Re: MMU Off / Strict Alignment
- From: "Jonathan S. Shapiro" <shap at eros-os dot org>
- To: Richard Earnshaw <rearnsha at arm dot com>
- Cc: Christopher Covington <cov at codeaurora dot org>, "newlib at sourceware dot org" <newlib at sourceware dot org>, Marcus Shawcroft <marcus dot shawcroft at linaro dot org>, Matthew Gretton-Dann <matthew dot gretton-dann at linaro dot org>, "linaro-toolchain at lists dot linaro dot org" <linaro-toolchain at lists dot linaro dot org>
- Date: Tue, 17 Dec 2013 21:06:23 -0800
- Subject: Re: MMU Off / Strict Alignment
- Authentication-results: sourceware.org; auth=none
- References: <528CF7F1 dot 5050001 at codeaurora dot org> <CADSXKXqJgD3cq594+NeRk9=QHA1DKh3o7aPjsVYOx5OqT1Y6pw at mail dot gmail dot com> <52AF3E5A dot 4050507 at codeaurora dot org> <52B00D46 dot 6050302 at arm dot com>
At the risk of sticking my nose in, this isn't a startup code issue.
It's a contract issue.
First, I don't buy Richard's argument about memcpy() startup costs and
hard-to-predict branches. We do those tests on essentially every
*other* RISC platform without complaint, and it's very easy to order
those branches so that the currently efficient cases run well. Perhaps
more to the point, I haven't seen anybody put forward quantitative
data that using the MMU for unaligned references is any better than
executing those branches. Speaking as a recovering processor
architect, that assumption needs to be validated quantitatively. My
guess is that the branches are faster if properly arranged.

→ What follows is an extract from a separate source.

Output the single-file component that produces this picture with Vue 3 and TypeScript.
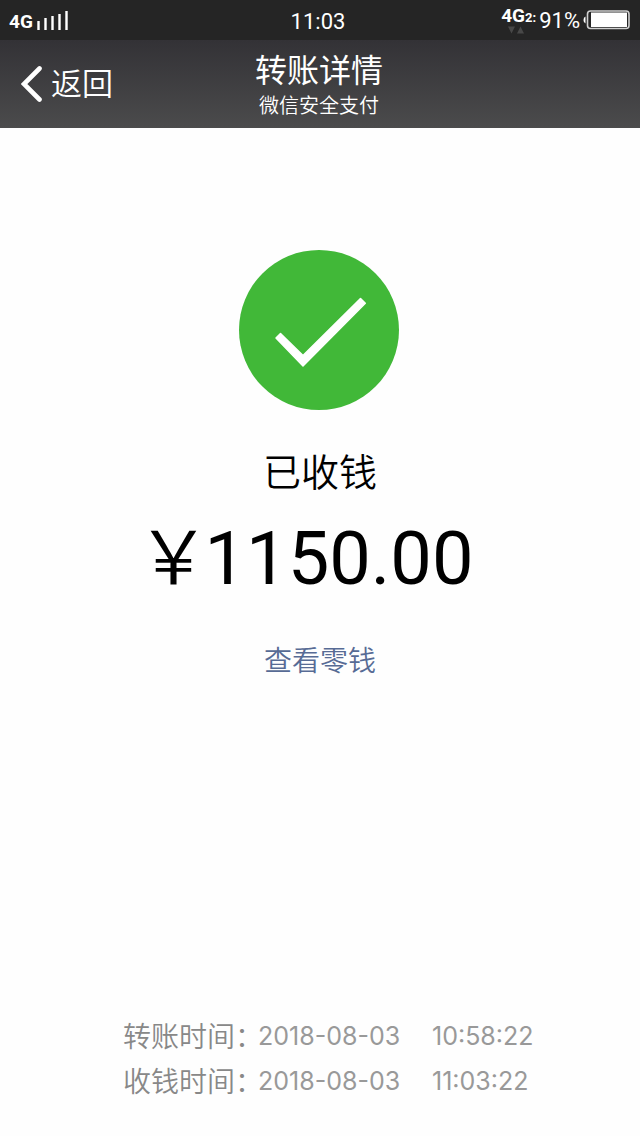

Second, this is a contract issue. If newlib intends to support
embedded platforms, then it needs to implement algorithms that are
functionally correct without relying on an MMU. By all means use
simpler or smarter algorithms when an MMU can be assumed to be
available in a given configuration, but provide an algorithm that is
functionally correct when no MMU is available. "Good overall
performance in memcpy" is a fine thing, but it is subject to the
requirement of meeting functional specifications. As Jochen Liedtke
famously put it (read this in a heavy German accent): "Fast, ya. But
correct? (shrug) Eh!"
So: we need a normative statement saying what the contract is. The
rest of the answer will fall out from that.
I do agree with Richard that startup code is special. I've built
deeply embedded runtimes of one form or another for 25 years now, and
I have yet to see a system where optimizing a simplistic byte-wise
memcpy during bootstrap would have made any difference in anything
overall. That said, if the specification of memcpy requires it to
handle incompatibly aligned pointers (and it does), and the contract
for newlib requires it to operate in MMU-less scenarios in a given
configuration (which, at least in some cases, it does), it's
completely legitimate to expect that bootstrap code can call memcpy()
and expect behavior that meets specifications.
So what's the contract?
Regards,
Jonathan S. Shapiro